Cobalt is critical to battery cells because it improves the stability of Li-ion batteries. It doesn’t overheat or catch fire easily, which is more than just a good-to-have feature in your electric vehicle. Plus, cobalt ensures higher energy density and battery life. This means longer distances on the road on fewer charges.
Despite its obvious advantages, there are concerns that make cobalt a tricky bet to back -
— There is an over-reliance on supply from one or two countries. The supply comes with questionable safety standards and allegations of human rights violations (Thank you for overlooking this in the past, America)
— Cobalt prices have been highly volatile. This is largely because of fluctuations in nickel and copper prices. (Cobalt is a by-product of nickel and copper mining)
— Serious question marks about whether production and processing volumes will meet the growth in demand.
Can we not use something other than cobalt? Definitely yes.
EV batteries don’t need cobalt to work. In fact, other battery technologies that don’t use cobalt – such as nickel-iron-aluminum cathodes or lithium-iron-phosphate ones – not only exist, but are actively being developed for use in new EVs.
[…]
For instance, Tesla’s current vehicle batteries contain less than five percent cobalt and the company announced in September 2020 that they are developing their own batteries that will be cobalt-free. Others are dramatically reducing the amount of cobalt needed for their batteries, like GM, who last year unveiled a new battery system that uses 70 percent less cobalt than current batteries
Cobalt alternatives come with their own trade-offs though. The Lithium-Iron-Phosphate (LFP) batteries do not have similar energy density as cobalt batteries, and are currently used in buses that run shorter distances. This will not be an impediment to higher adoption if routes and charging stations are well planned.
A more permanent solution is to develop better battery chemistry. Here’s a video that speaks about the future of cobalt-free batteries. (It’s about 18 mins long, and everything after the 8-minute mark is about improvements to existing battery technology. Do check it out if you find it as interesting as I do!)

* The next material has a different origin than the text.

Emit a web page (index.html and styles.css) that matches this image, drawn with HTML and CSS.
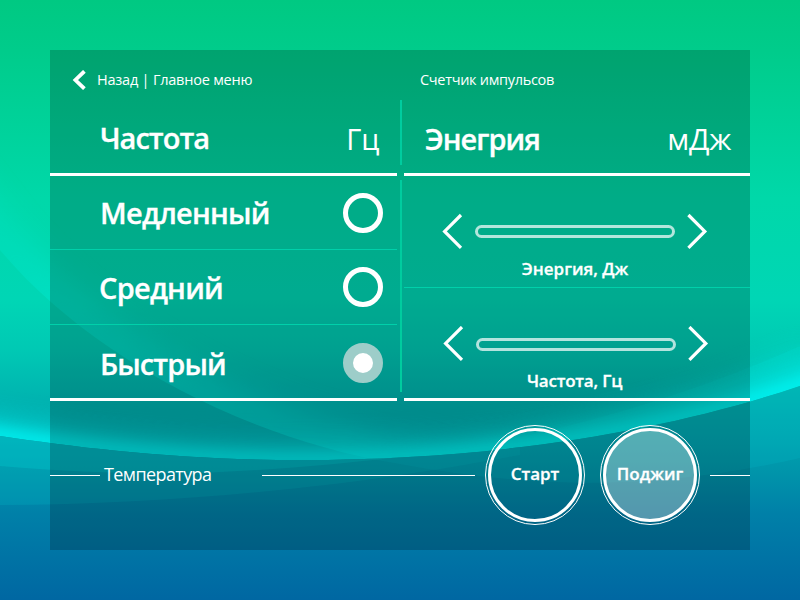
FILE: index.html
```html
<!DOCTYPE html>
<html lang="ru">
<head>
<meta charset="utf-8">
<title>Частота и энергия</title>
<link rel="stylesheet" href="styles.css">
</head>
<body>
<svg class="backdrop" viewBox="0 0 800 600" aria-hidden="true">
  <defs>
    <linearGradient id="sky" gradientUnits="userSpaceOnUse" x1="0" y1="0" x2="0" y2="460">
      <stop offset="0" stop-color="#00c982"/>
      <stop offset=".11" stop-color="#00cc8b"/>
      <stop offset=".43" stop-color="#00d8a9"/>
      <stop offset=".65" stop-color="#00d6b5"/>
      <stop offset=".76" stop-color="#00c9b4"/>
      <stop offset=".87" stop-color="#00b3b0"/>
      <stop offset="1" stop-color="#00a2ac"/>
    </linearGradient>
    <linearGradient id="sea" gradientUnits="userSpaceOnUse" x1="0" y1="385" x2="0" y2="600">
      <stop offset="0" stop-color="#00b4b0"/>
      <stop offset=".25" stop-color="#00a3ae"/>
      <stop offset=".42" stop-color="#0093aa"/>
      <stop offset=".6" stop-color="#0080a8"/>
      <stop offset="1" stop-color="#0067a2"/>
    </linearGradient>
    <linearGradient id="sheen" gradientUnits="userSpaceOnUse" x1="0" y1="0" x2="450" y2="0">
      <stop offset="0" stop-color="#00f0dc" stop-opacity=".2"/>
      <stop offset=".15" stop-color="#00f0dc" stop-opacity=".36"/>
      <stop offset=".8" stop-color="#00e4dc" stop-opacity=".42"/>
      <stop offset="1" stop-color="#00e4dc" stop-opacity=".1"/>
    </linearGradient>
    <clipPath id="aboveMain"><path d="M0 0H800V386C670 430 500 460 300 460C180 460 80 448 0 436Z"/></clipPath>
    <clipPath id="aboveLong"><path d="M0 250C80 346 230 436 400 464C540 490 660 490 800 458V0H0Z"/></clipPath>
    <clipPath id="belowMain"><path d="M0 436C80 448 180 460 300 460C500 460 670 430 800 386V600H0Z"/></clipPath>
    <filter id="soft" filterUnits="userSpaceOnUse" x="-100" y="0" width="1000" height="700"><feGaussianBlur stdDeviation="14"/></filter>
    <filter id="tight" filterUnits="userSpaceOnUse" x="-100" y="0" width="1000" height="700"><feGaussianBlur stdDeviation="7"/></filter>
  </defs>
  <rect width="800" height="600" fill="url(#sky)"/>
  <g clip-path="url(#aboveLong)">
    <path class="glow-long" filter="url(#soft)" d="M-60 170L0 250C80 346 230 436 400 464C540 490 660 490 800 458"/>
  </g>
  <g clip-path="url(#aboveMain)">
    <path class="glow-cross" filter="url(#soft)" d="M400 458C540 440 680 400 800 346L860 380L400 500Z"/>
    <path class="glow-wide" filter="url(#soft)" d="M-60 427L0 436C80 448 180 460 300 460C500 460 670 430 800 386L860 364"/>
    <path class="glow-edge" filter="url(#tight)" d="M-60 427L0 436C80 448 180 460 300 460C500 460 670 430 800 386L860 364"/>
    <path class="veil" d="M400 458C540 440 680 400 800 346V460Z"/>
  </g>
  <g clip-path="url(#belowMain)">
    <rect width="800" height="600" fill="url(#sea)"/>
    <path class="band-long" d="M0 250C80 346 230 436 400 464C540 490 660 490 800 458V300H0Z"/>
    <path class="band-upper" d="M0 466C70 472 130 474 200 473C270 470 330 465 400 457V400H0Z"/>
    <path class="band-lower" d="M0 505C150 505 300 490 400 475C450 468 480 462 520 455V380H0Z"/>
  </g>
</svg>

<main class="panel">
  <header class="topbar">
    <a class="back">
      <svg class="back-icon" viewBox="0 0 14 20"><path d="M12.4 1.3L3.4 10L12.4 18.7"/></svg>
      <span>Назад | Главное меню</span>
    </a>
    <span class="counter">Счетчик импульсов</span>
  </header>

  <div class="columns">
    <section>
      <div class="head head-left"><h2>Частота</h2><span class="unit">Гц</span></div>
      <ul class="modes">
        <li class="mode mode-slow"><span>Медленный</span><i class="radio"></i></li>
        <li class="mode mode-mid"><span>Средний</span><i class="radio"></i></li>
        <li class="mode mode-fast"><span>Быстрый</span><i class="radio radio-on"></i></li>
      </ul>
    </section>
    <div class="divider"><i class="divider-top"></i><i class="divider-bottom"></i></div>
    <section>
      <div class="head head-right"><h2>Энегрия</h2><span class="unit unit-wide">мДж</span></div>
      <div class="control control-energy">
        <div class="stepper">
          <svg class="chevron" viewBox="0 0 21 36"><path d="M19 2L2.6 18.4L19 34.8"/></svg>
          <div class="track"></div>
          <svg class="chevron" viewBox="0 0 21 36"><path d="M1.4 2L17.8 18.4L1.4 34.8"/></svg>
        </div>
        <p class="caption caption-energy">Энергия, Дж</p>
      </div>
      <div class="control control-rate">
        <div class="stepper">
          <svg class="chevron" viewBox="0 0 21 36"><path d="M19 1L2.6 17.4L19 33.8"/></svg>
          <div class="track"></div>
          <svg class="chevron" viewBox="0 0 21 36"><path d="M1.4 1L17.8 17.4L1.4 33.8"/></svg>
        </div>
        <p class="caption caption-rate">Частота, Гц</p>
      </div>
    </section>
  </div>

  <footer class="actions">
    <i class="line line-start"></i>
    <span class="temperature">Температура</span>
    <i class="line line-middle"></i>
    <button class="round"><span class="round-face">Старт</span></button>
    <button class="round round-fire"><span class="round-face">Поджиг</span></button>
    <i class="line line-end"></i>
  </footer>
</main>
</body>
</html>
```

FILE: styles.css
```css
* { box-sizing: border-box; margin: 0; padding: 0; }
body {
  width: 800px;
  height: 600px;
  padding: 50px;
  overflow: hidden;
  background: #00c985;
  color: #fff;
  font-family: "Open Sans", "Noto Sans", sans-serif;
}
i { display: block; font-style: normal; }

.backdrop { position: absolute; left: 0; top: 0; width: 800px; height: 600px; }
.glow-long { fill: none; stroke: url(#sheen); stroke-width: 56; }
.glow-cross { fill: #00e8dc; opacity: .35; }
.glow-wide { fill: none; stroke: #00f0ee; stroke-width: 30; opacity: .7; }
.glow-edge { fill: none; stroke: #00ffff; stroke-width: 14; opacity: .65; }
.veil { fill: #00f0e8; opacity: .12; }
.band-long { fill: #00c8d8; opacity: .15; }
.band-upper { fill: #00d4d8; opacity: .3; }
.band-lower { fill: #00c0c8; opacity: .22; }

.panel {
  position: relative;
  width: 700px;
  height: 500px;
  background: rgba(0, 0, 0, .2);
}

.topbar { display: flex; align-items: center; height: 50px; padding: 9px 0 0 22px; font-size: 14.5px; line-height: 20px; }
.back { display: flex; align-items: center; gap: 11px; width: 348px; letter-spacing: -.22px; }
.back-icon { width: 14px; height: 20px; fill: none; stroke: #fff; stroke-width: 3.8; }
.counter { letter-spacing: -.3px; }

.columns { display: grid; grid-template-columns: 347px 7px 346px; height: 301px; }
.head {
  display: flex;
  justify-content: space-between;
  height: 76px;
  border-bottom: 3px solid #fff;
  line-height: 40px;
}
.head-left { padding: 19px 18px 0 50px; }
.head-right { padding: 19px 19px 0 21px; }
h2 { font-size: 29px; font-weight: 600; line-height: 40px; letter-spacing: -1px; }
h2, .mode, .caption, .round { -webkit-text-stroke: .3px #fff; }
.head-left h2 { margin-top: -1px; }
.unit { font-size: 29px; font-weight: 400; letter-spacing: -.3px; }
.unit-wide { font-size: 30px; }

.divider { padding-left: 3px; }
.divider i { width: 2px; background: #00cc9f; }
.divider-top { height: 65px; }
.divider-bottom { height: 212px; margin-top: 15px; }

.modes { list-style: none; height: 225px; border-bottom: 3px solid #fff; }
.mode {
  display: flex;
  justify-content: space-between;
  align-items: flex-start;
  padding: 0 14px 0 50px;
  font-size: 29px;
  font-weight: 600;
  line-height: 40px;
  letter-spacing: -.75px;
}
.mode-slow { height: 74px; padding-top: 17px; border-bottom: 1px solid #00d0aa; }
.mode-mid { height: 75px; padding-top: 17px; padding-left: 49px; border-bottom: 1px solid #00d0aa; }
.mode-fast { height: 73px; padding-top: 18px; letter-spacing: -.9px; }
.mode-mid span, .mode-fast span { margin-top: 1px; }
.radio { width: 40px; height: 40px; border: 5px solid #fff; border-radius: 50%; }
.radio-on { border: 10px solid #9dcdc9; background: #fff; }

.control-energy { height: 112px; padding: 37px 0 0 38px; border-bottom: 1px solid #00d0aa; }
.control-rate { height: 113px; padding: 38px 0 0 39px; border-bottom: 3px solid #fff; }
.stepper { display: flex; align-items: center; gap: 12px; height: 36px; }
.chevron { width: 21px; height: 36px; fill: none; stroke: #fff; stroke-width: 3.2; }
.track { width: 200px; height: 13px; border: 3px solid rgba(255, 255, 255, .7); border-radius: 7px; }
.caption { width: 266px; font-size: 17px; font-weight: 600; line-height: 24px; text-align: center; }
.caption-energy { margin-top: 8px; }
.caption-rate { width: 263px; margin-top: 7px; letter-spacing: -.2px; }

.actions { display: flex; align-items: center; height: 149px; }
.line { height: 1px; background: #fff; }
.line-start { width: 50px; margin-right: 4px; }
.temperature { width: 158px; margin-top: -4px; font-size: 18px; line-height: 24px; letter-spacing: -.6px; }
.line-middle { width: 213px; margin-right: 10px; }
.line-end { flex: 1; margin-left: 10px; }
.round {
  display: grid;
  place-items: center;
  width: 100px;
  height: 100px;
  margin-top: -2px;
  border: 1px solid #fff;
  border-radius: 50%;
  background: none;
  color: #fff;
  font: 600 17px/24px "Open Sans", "Noto Sans", sans-serif;
}
.round-fire { margin-left: 15px; }
.round-face {
  display: grid;
  place-items: center;
  width: 94px;
  height: 94px;
  padding-bottom: 2px;
  border: 3px solid #fff;
  border-radius: 50%;
}
.round-fire .round-face { background: rgba(255, 255, 255, .33); }
```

What works well for LFP batteries is that there aren’t any safety issues, given iron is a very stable element. Moreover, the raw materials are available in abundance and are a lot cheaper than other batteries.
Tesla announced that it was switching to LFP batteries in all standard-range cars last month, in a move that is sure to bring down the overall cost of EVs.
To Round Up
Coming back to the original question - how will manufacturers achieve economies of scale on metals that go into these batteries?
They can't. Instead what they can do is develop better technology and diversify reliance on fewer metals and combinations.
That doesn't mean cobalt does not have a role to play. Cobalt reserves in DRC and the processing capacity in China will still be used in batteries for electronic devices that don't need 14 kilos of cobalt for every unit made.
The range advantages of cobalt batteries also mean that they are that the only viable option for long-haul trucks and semi-trucks. As of now.
Not every battery in every electric vehicle has to be a cobalt battery. And that is how we will power this very ambitious EV transition.
(I can still hear Boris Johnson).